Your task
Give every line back verbatim, dropping all images.

Information provided
========================

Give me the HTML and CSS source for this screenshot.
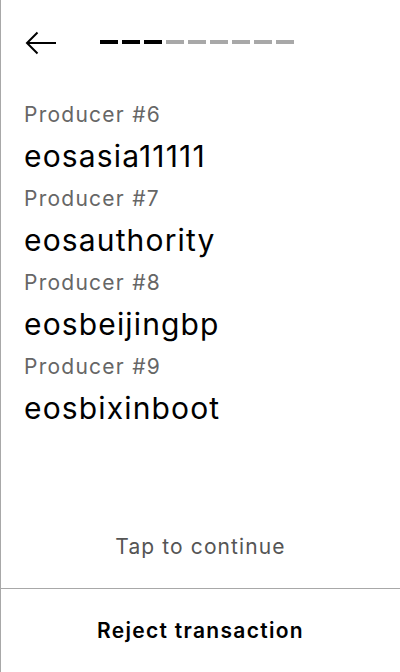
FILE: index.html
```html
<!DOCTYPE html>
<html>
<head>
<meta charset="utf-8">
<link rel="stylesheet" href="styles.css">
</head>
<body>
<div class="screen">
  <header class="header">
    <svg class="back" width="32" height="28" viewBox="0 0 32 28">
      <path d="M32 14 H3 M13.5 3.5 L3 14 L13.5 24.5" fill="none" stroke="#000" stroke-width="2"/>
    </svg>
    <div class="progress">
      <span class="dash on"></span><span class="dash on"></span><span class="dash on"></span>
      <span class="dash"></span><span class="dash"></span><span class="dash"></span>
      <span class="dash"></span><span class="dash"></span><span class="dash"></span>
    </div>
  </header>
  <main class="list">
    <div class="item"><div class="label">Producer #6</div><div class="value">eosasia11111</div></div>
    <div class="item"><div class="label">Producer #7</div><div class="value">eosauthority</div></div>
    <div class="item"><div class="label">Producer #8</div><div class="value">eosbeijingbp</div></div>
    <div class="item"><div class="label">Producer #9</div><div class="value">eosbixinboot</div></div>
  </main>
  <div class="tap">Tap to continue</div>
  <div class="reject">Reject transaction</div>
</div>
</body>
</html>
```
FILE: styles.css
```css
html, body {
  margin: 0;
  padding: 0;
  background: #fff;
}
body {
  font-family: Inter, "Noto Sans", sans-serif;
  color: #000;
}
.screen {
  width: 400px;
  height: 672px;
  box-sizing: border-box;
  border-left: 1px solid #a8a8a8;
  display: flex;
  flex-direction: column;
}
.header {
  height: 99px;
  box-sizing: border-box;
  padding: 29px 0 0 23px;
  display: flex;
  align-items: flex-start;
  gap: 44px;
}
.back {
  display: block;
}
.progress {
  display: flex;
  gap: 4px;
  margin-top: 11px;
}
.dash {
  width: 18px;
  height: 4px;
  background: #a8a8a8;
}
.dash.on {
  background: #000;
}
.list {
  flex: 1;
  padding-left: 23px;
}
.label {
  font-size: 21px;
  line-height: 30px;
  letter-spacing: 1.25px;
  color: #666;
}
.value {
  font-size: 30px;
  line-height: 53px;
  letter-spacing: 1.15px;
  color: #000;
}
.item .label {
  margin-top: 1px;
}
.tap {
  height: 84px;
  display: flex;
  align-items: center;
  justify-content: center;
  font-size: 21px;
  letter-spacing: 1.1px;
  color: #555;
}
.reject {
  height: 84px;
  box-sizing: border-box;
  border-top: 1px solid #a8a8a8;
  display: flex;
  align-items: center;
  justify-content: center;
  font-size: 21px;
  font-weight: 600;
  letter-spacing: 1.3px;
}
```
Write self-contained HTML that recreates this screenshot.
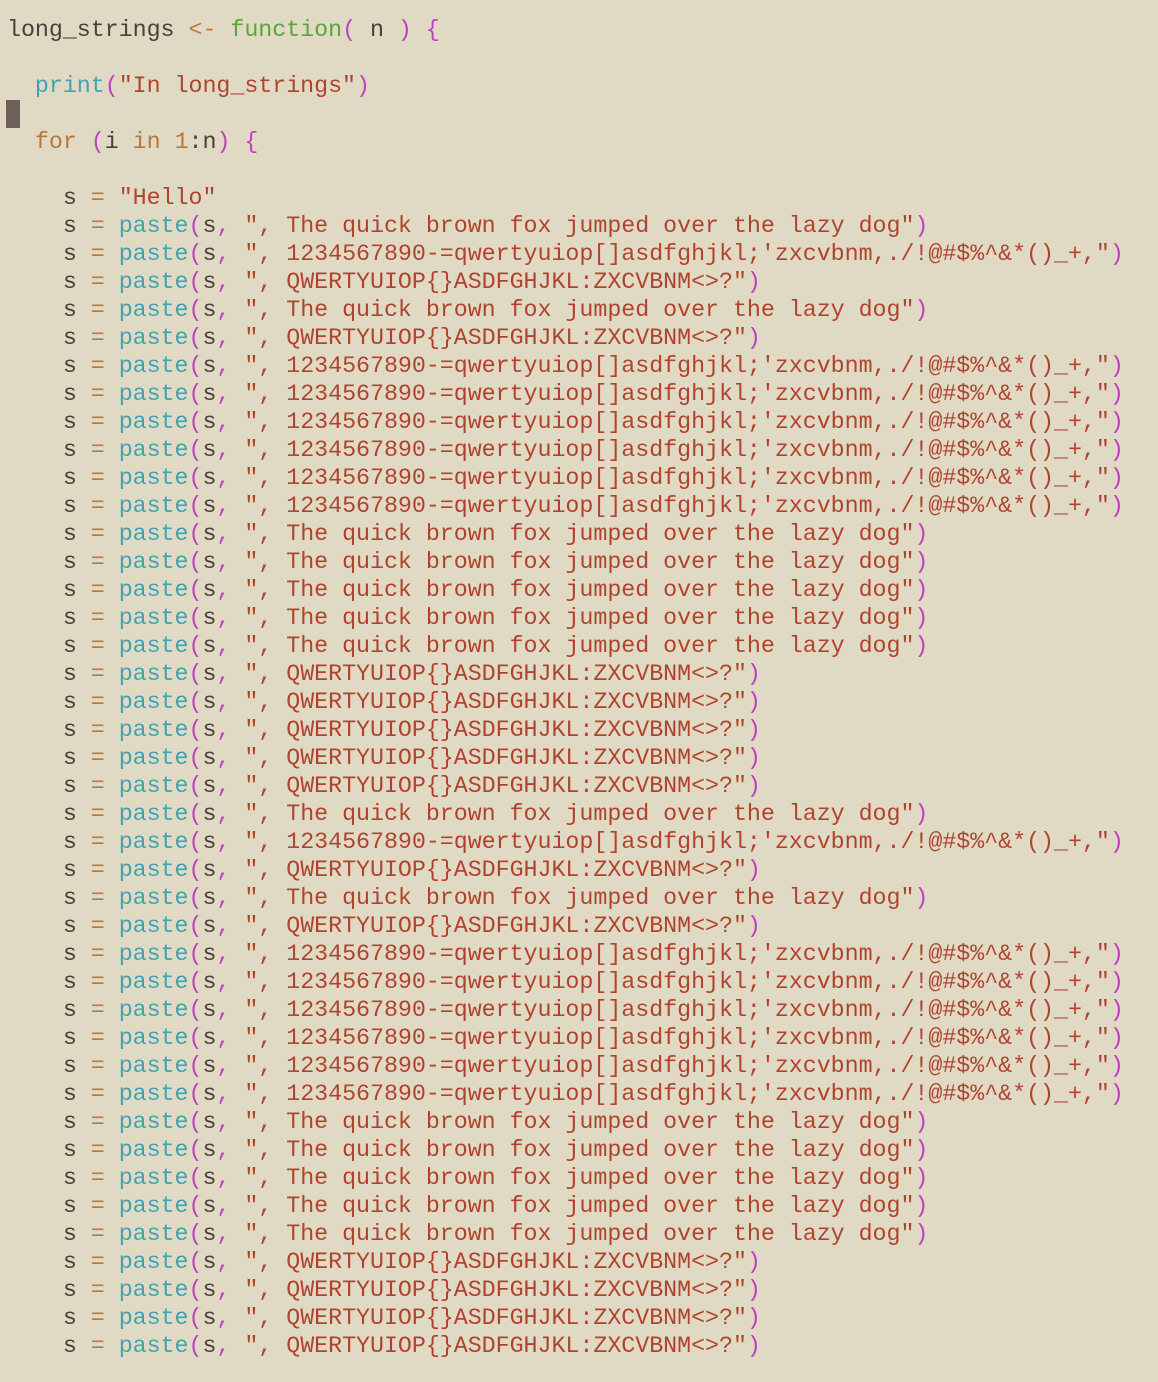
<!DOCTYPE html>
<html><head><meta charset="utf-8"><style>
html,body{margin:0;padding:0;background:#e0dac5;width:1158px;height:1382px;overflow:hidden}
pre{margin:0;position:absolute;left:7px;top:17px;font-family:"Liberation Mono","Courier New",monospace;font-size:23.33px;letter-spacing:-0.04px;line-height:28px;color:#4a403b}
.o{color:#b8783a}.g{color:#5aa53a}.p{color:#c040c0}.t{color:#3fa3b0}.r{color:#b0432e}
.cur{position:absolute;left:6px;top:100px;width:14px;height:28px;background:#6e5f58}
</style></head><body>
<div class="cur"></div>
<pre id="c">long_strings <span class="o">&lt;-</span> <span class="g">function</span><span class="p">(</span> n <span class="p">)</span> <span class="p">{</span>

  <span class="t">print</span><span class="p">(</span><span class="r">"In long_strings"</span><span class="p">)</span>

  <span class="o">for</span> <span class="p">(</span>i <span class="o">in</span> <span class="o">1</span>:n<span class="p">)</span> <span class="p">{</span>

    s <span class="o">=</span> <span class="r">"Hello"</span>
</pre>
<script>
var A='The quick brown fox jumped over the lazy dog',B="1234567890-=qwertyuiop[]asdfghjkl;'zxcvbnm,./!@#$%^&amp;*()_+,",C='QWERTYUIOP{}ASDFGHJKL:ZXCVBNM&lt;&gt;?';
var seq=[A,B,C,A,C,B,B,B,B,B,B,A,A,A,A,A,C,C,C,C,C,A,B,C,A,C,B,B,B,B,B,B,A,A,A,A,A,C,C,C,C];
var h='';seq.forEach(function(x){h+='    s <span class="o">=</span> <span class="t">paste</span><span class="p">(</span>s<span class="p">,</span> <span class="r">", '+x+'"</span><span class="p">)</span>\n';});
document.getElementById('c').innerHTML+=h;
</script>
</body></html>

========================

Finished exercise
Give me the HTML and CSS source for this screenshot.
FILE: index.html
```html
<!DOCTYPE html>
<html>
<head>
<meta charset="utf-8">
<link rel="stylesheet" href="styles.css">
</head>
<body>
<div class="screen">
  <header class="header">
    <svg class="back" width="32" height="28" viewBox="0 0 32 28">
      <path d="M32 14 H3 M13.5 3.5 L3 14 L13.5 24.5" fill="none" stroke="#000" stroke-width="2"/>
    </svg>
    <div class="progress">
      <span class="dash on"></span><span class="dash on"></span><span class="dash on"></span>
      <span class="dash"></span><span class="dash"></span><span class="dash"></span>
      <span class="dash"></span><span class="dash"></span><span class="dash"></span>
    </div>
  </header>
  <main class="list">
    <div class="item"><div class="label">Producer #6</div><div class="value">eosasia11111</div></div>
    <div class="item"><div class="label">Producer #7</div><div class="value">eosauthority</div></div>
    <div class="item"><div class="label">Producer #8</div><div class="value">eosbeijingbp</div></div>
    <div class="item"><div class="label">Producer #9</div><div class="value">eosbixinboot</div></div>
  </main>
  <div class="tap">Tap to continue</div>
  <div class="reject">Reject transaction</div>
</div>
</body>
</html>
```
FILE: styles.css
```css
html, body {
  margin: 0;
  padding: 0;
  background: #fff;
}
body {
  font-family: Inter, "Noto Sans", sans-serif;
  color: #000;
}
.screen {
  width: 400px;
  height: 672px;
  box-sizing: border-box;
  border-left: 1px solid #a8a8a8;
  display: flex;
  flex-direction: column;
}
.header {
  height: 99px;
  box-sizing: border-box;
  padding: 29px 0 0 23px;
  display: flex;
  align-items: flex-start;
  gap: 44px;
}
.back {
  display: block;
}
.progress {
  display: flex;
  gap: 4px;
  margin-top: 11px;
}
.dash {
  width: 18px;
  height: 4px;
  background: #a8a8a8;
}
.dash.on {
  background: #000;
}
.list {
  flex: 1;
  padding-left: 23px;
}
.label {
  font-size: 21px;
  line-height: 30px;
  letter-spacing: 1.25px;
  color: #666;
}
.value {
  font-size: 30px;
  line-height: 53px;
  letter-spacing: 1.15px;
  color: #000;
}
.item .label {
  margin-top: 1px;
}
.tap {
  height: 84px;
  display: flex;
  align-items: center;
  justify-content: center;
  font-size: 21px;
  letter-spacing: 1.1px;
  color: #555;
}
.reject {
  height: 84px;
  box-sizing: border-box;
  border-top: 1px solid #a8a8a8;
  display: flex;
  align-items: center;
  justify-content: center;
  font-size: 21px;
  font-weight: 600;
  letter-spacing: 1.3px;
}
```
Write self-contained HTML that recreates this screenshot.
<!DOCTYPE html>
<html><head><meta charset="utf-8"><style>
html,body{margin:0;padding:0;background:#e0dac5;width:1158px;height:1382px;overflow:hidden}
pre{margin:0;position:absolute;left:7px;top:17px;font-family:"Liberation Mono","Courier New",monospace;font-size:23.33px;letter-spacing:-0.04px;line-height:28px;color:#4a403b}
.o{color:#b8783a}.g{color:#5aa53a}.p{color:#c040c0}.t{color:#3fa3b0}.r{color:#b0432e}
.cur{position:absolute;left:6px;top:100px;width:14px;height:28px;background:#6e5f58}
</style></head><body>
<div class="cur"></div>
<pre id="c">long_strings <span class="o">&lt;-</span> <span class="g">function</span><span class="p">(</span> n <span class="p">)</span> <span class="p">{</span>

  <span class="t">print</span><span class="p">(</span><span class="r">"In long_strings"</span><span class="p">)</span>

  <span class="o">for</span> <span class="p">(</span>i <span class="o">in</span> <span class="o">1</span>:n<span class="p">)</span> <span class="p">{</span>

    s <span class="o">=</span> <span class="r">"Hello"</span>
</pre>
<script>
var A='The quick brown fox jumped over the lazy dog',B="1234567890-=qwertyuiop[]asdfghjkl;'zxcvbnm,./!@#$%^&amp;*()_+,",C='QWERTYUIOP{}ASDFGHJKL:ZXCVBNM&lt;&gt;?';
var seq=[A,B,C,A,C,B,B,B,B,B,B,A,A,A,A,A,C,C,C,C,C,A,B,C,A,C,B,B,B,B,B,B,A,A,A,A,A,C,C,C,C];
var h='';seq.forEach(function(x){h+='    s <span class="o">=</span> <span class="t">paste</span><span class="p">(</span>s<span class="p">,</span> <span class="r">", '+x+'"</span><span class="p">)</span>\n';});
document.getElementById('c').innerHTML+=h;
</script>
</body></html>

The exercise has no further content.